On the heels of the review by GRAIN is a new report from the policy think tank the Oakland Institute which states that the first years of the 21st century will be remembered for a global land rush of nearly unprecedented scale [2]. An estimated 500 million acres, an area eight times the size of Britain, was reported bought or leased across the developing world between 2000 and 2011, often at the expense of local food security and land rights.
The Oakland Institute indicates how a new generation of institutional investors, including hedge funds, private equity, pension funds and university endowments, is eager to capitalise on global farmland as a new and highly desirable asset class. Financial returns, not food security, are what matter.
And this trend is not confined to the much publicized buying up of valuable agricultural land in low-income by foreign concerns [3]. The Institute’s Executive Director, Anuradha Mittal, argues that although media coverage tends to focus on land grabs in these countries, there is also a new rush for US farmland. With rising interest from investors and surging land prices, giant pension funds like TIAA-CREF are committing billions to buy agricultural land.
She states that one industry leader estimates that ten billion dollars in institutional capital is looking for access to US farmland, but that figure could easily rise as investors seek to ride out uncertain financial times by placing their money in the perceived safety of agriculture. The US will experiences an unprecedented crisis of retiring farmers over the next 20 years, leading to ample opportunities for these actors to expand their holdings as an estimated 400 million acres changes generational hands.

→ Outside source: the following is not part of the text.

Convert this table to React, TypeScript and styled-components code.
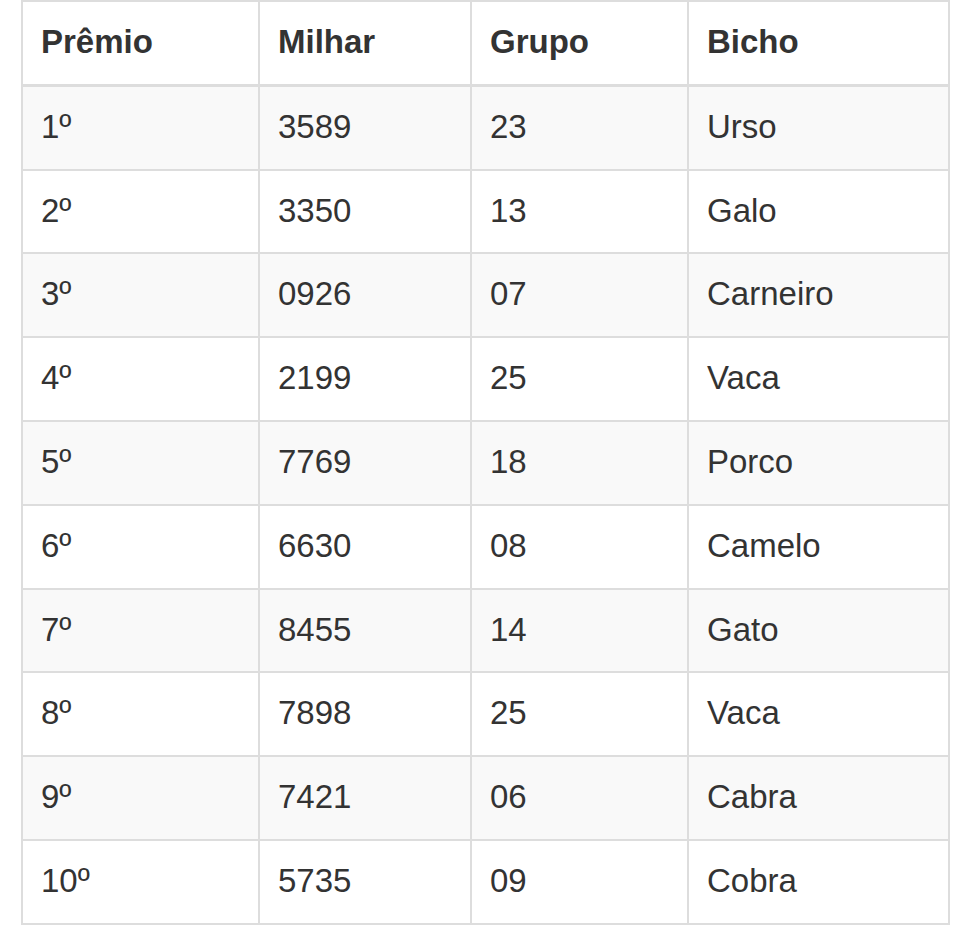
import styled, { createGlobalStyle } from "styled-components";

const GlobalStyle = createGlobalStyle`
  body {
    margin: 0;
    background: #fff;
    font-family: "Liberation Sans", Arial, Helvetica, sans-serif;
    color: #333;
  }
`;

const Page = styled.div`
  padding-left: 21px;
`;

const Table = styled.table`
  border-collapse: collapse;
  border-spacing: 0;
  width: 927px;
  table-layout: fixed;
  border: 2px solid #ddd;
  font-size: 33px;
  line-height: 45.8px;
`;

const Col = styled.col<{ $width: number }>`
  width: ${(p) => p.$width}px;
`;

const HeadCell = styled.th`
  text-align: left;
  font-weight: bold;
  padding: 17px 18px 19px;
  border: 2px solid #ddd;
  border-bottom-width: 3px;
  vertical-align: bottom;
`;

const Row = styled.tr<{ $striped: boolean }>`
  background: ${(p) => (p.$striped ? "#f9f9f9" : "#fff")};
`;

const Cell = styled.td`
  padding: 17px 18px 19px;
  border: 2px solid #ddd;
  vertical-align: top;
`;

const columns = [
  { label: "Prêmio", width: 237 },
  { label: "Milhar", width: 212 },
  { label: "Grupo", width: 217 },
  { label: "Bicho", width: 261 },
];

const results = [
  ["1º", "3589", "23", "Urso"],
  ["2º", "3350", "13", "Galo"],
  ["3º", "0926", "07", "Carneiro"],
  ["4º", "2199", "25", "Vaca"],
  ["5º", "7769", "18", "Porco"],
  ["6º", "6630", "08", "Camelo"],
  ["7º", "8455", "14", "Gato"],
  ["8º", "7898", "25", "Vaca"],
  ["9º", "7421", "06", "Cabra"],
  ["10º", "5735", "09", "Cobra"],
];

export default function App() {
  return (
    <Page>
      <GlobalStyle />
      <Table>
        <colgroup>
          {columns.map((c) => (
            <Col key={c.label} $width={c.width} />
          ))}
        </colgroup>
        <thead>
          <tr>
            {columns.map((c) => (
              <HeadCell key={c.label}>{c.label}</HeadCell>
            ))}
          </tr>
        </thead>
        <tbody>
          {results.map((row, i) => (
            <Row key={row[0]} $striped={i % 2 === 0}>
              {row.map((value, j) => (
                <Cell key={j}>{value}</Cell>
              ))}
            </Row>
          ))}
        </tbody>
      </Table>
    </Page>
  );
}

Mittal argues that for all their size and ambition, virtually nothing is known about these new investors and their business practices. Who do they buy land from? What do they grow? How do they manage their properties? She concludes that in an industry not known for its transparency, none of these questions have a satisfactory answer.
The corporate consolidation of agriculture is being felt just as strongly in Iowa and California as it is in the Philippines and Mozambique. Mittal notes that some of the most powerful players involved in these major land acquisitions include: UBS Agrivest, a subsidiary of the biggest bank in Switzerland; the Hancock Agricultural Investment Group (HAIG), a subsidiary of the biggest insurance company in Canada; and the Teacher Annuity Insurance Association College Retirement Equities Fund (TIAA-CREF), one of the largest pension funds in the world.
Mittal argues that this is crucial to look at the motives and pratices of these major players because although institutional investors only currently own an apparently tiny one percent of all US farmland and farmers are still the biggest buyers of farmland across the country, the writing is on the wall in terms of the long-term trends that threaten US agriculture.
Investors believe that there is roughly 1.8 trillion dollars’ worth of farmland across the US. According to the Oakland Institute, of this between 300 and 500 billion dollars is considered to be of “institutional quality,” a combination of factors relating to size, water access, soil quality, and location that determine the investment appeal of a property. This makes domestic farmland a huge and largely untapped asset class. Some of the biggest actors in the financial sector have already sought to exploit this opportunity by making equity investments in farmland. Frequently, these buyers enter the market with so much capital that their funds are practically limitless compared with the resources of most farmers.
Anuradha Mittal notes that they have made an impressive foothold and that this is the beginning, not the end, of a land rush. Not only is there space in the market for institutional investors to expand, but there are also major financial incentives for them to do so. She argues that if action is not taken, then a perfect storm of global and national trends could converge to permanently shift farm ownership from family businesses to institutional investors and other consolidated corporate operations.
A September 2013 report by the United Nations Conference on Trade and Development [4] stated that farming in rich and poor nations alike should shift from monoculture towards greater varieties of crops, reduced use of fertilisers and other inputs, greater support for small-scale farmers and more locally focused production and consumption of food. The report stated that monoculture and industrial farming methods are not providing sufficient affordable food where it is needed. The system actually causes food poverty, not addresses it, something which people like Vandana Shiva have been saying for some time [5].
Numerous high level reports from the UN and development agencies have argued in favour of small farmers and agro-ecology. However, the bedrock of food production and food security – the small farmer – faces marginalisation and economic distress. The trends in favour of ‘asset-based’, corporate-dictated agriculture do not bode well, especially for low-income (rural-based) countries. That type of system does not exist to address food security or support local economies. Based on speculation, the ring-fencing of commodities for markets and the control of subsidies, prices and inputs, it exists to satisfy shareholders and investors elsewhere.